Advice: Try to use a trig function where the denominator is a constant (e.g., if adjacent side is constant distance, use $\tan(\theta) = \frac{y}{x_{const}}$), because differentiating $\tan(\theta)$ is easier than differentiating a quotient function.
Remember Chain Rule: $\frac{d}{dt}[\tan(\theta)] = \sec^2(\theta) \cdot \frac{d\theta}{dt}$.

Common Mistakes & Pitfalls

"The Snapshot Error" (Freezing Time Too Early)
- Mistake: Plugging in $x=5$ before taking the derivative.
- Correction: If $x$ is changing per second, it is a variable. You must differentiate $x$ into $\frac{dx}{dt}$ first. Only substitute the specific value ($x=5$) into the resulting derivative equation.
Ignoring Negative Signs
- Mistake: Assuming all rates are positive.
- Correction: If a distance is shrinking, water is leaking out, or an angle is getting smaller, the rate MUST be negative (e.g., $\frac{dV}{dt} = -5$).

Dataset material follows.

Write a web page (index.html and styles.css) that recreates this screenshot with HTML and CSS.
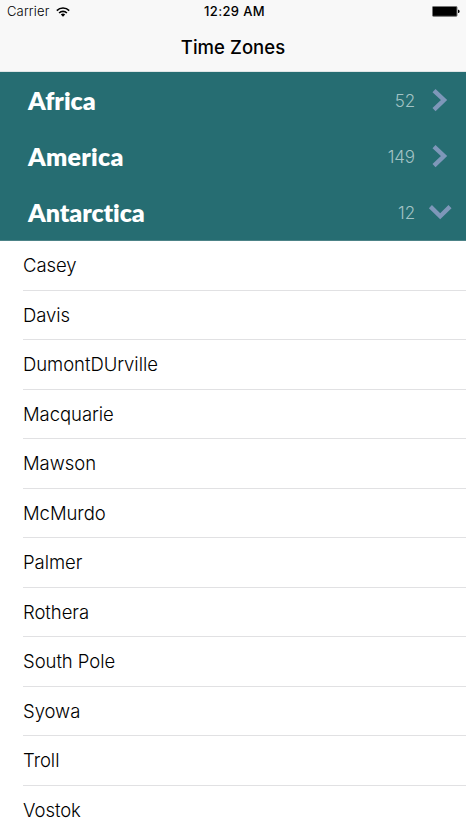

Linear Units vs. Volume Units
- Mistake: Confusing $\frac{dr}{dt}$ (cm/sec) with $\frac{dV}{dt}$ ($cm^3$/sec).
- Correction: Check your units. Power of 1 = length rate; Power of 2 = Area rate; Power of 3 = Volume rate.
Variable vs. Constant Confusion
- Mistake: Keeping the ladder length as variable $z$ in the derivative, or setting the water radius constant.
- Correction: Ask yourself: "Does this quantity physically change as time passes?" If NO, plug the number in immediately. If YES, it must be represented by a letter.